As an emergency patch to get us back from France, we dropped the tank and reattached the rubber hoses connecting the steel pipes from the tank to the steel pipes on the body (the return steel pipe and the vent pipe from the tank actually broke at the grommet securing the pipes at the tank) and we patched up the main line as best we could to get us home.

Now we are back we want to replace the fuel tank feed pipe and vent assembly hence a new main fuel pipe and return pipe. There are 7 screws attaching the circular assembly to the tank, but we don’t have confidence we can remove these screws because they are so corroded.
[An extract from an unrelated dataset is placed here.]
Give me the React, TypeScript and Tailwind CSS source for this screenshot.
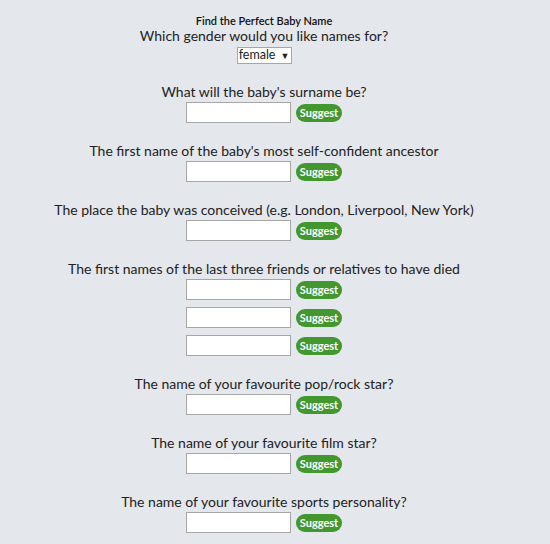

  • What happens if we can’t remove the feed pipe assembly? If we have to trash the screws to take it off, will we be able to put the new part in to the old tank, or does it mean a new tank? Very wary about working on a tank full of diesel vapours
  • What other parts do we need? A new tea-bag-like filter comes with the assembly from Roughtrax. Is there a fuel pump in the tank as well?
  • We haven’t found the assembly for the vent pipe (separate circle from the main fuel line and return line assembly) so will keep the original, epoxy patched up metal pipe, as that seems to work at the moment.
  • The rest of the fuel lines up to the engine bay seem ok-ish, so for the moment we will keep the originals
  • Is it possible there is an air inlet also at the hand primer, seeing it doesn’t seem to work too well? We are thinking of attaching clear hoses each side of the fuel filter in the engine bay, and seeing if there is more air on the outlet side.
  • It seems easier to start when we are parked downhill. I’m guessing this is because the fuel stays in the pipes through gravity, the air bubble stays at the high point, and the fuel doesn’t drain back into the tank. Is this logic sound?
  • What are we missing? What advice have you got / experience that will help us out?
We have found some good threads on this forum, but this is our first post.


Mark & Claire


Well-Known Member
Oct 11, 2013
Country Flag
Primer heads can develop leaks on these older motors, as you have listed.
As you suspect fuel is running back, insert a one way valve in the feed hose between filter and pump. Not the complete cure, but a remedy maybe until you can get to the actual root of the problem.
Don't worry about diesel vapours if you are thinking terms of a fire, diesel is not highly inflammable, you would need to heat sufficiently it to get it to catch light, in fact if you throw a match into a puddle of diesel the match will be snuffed.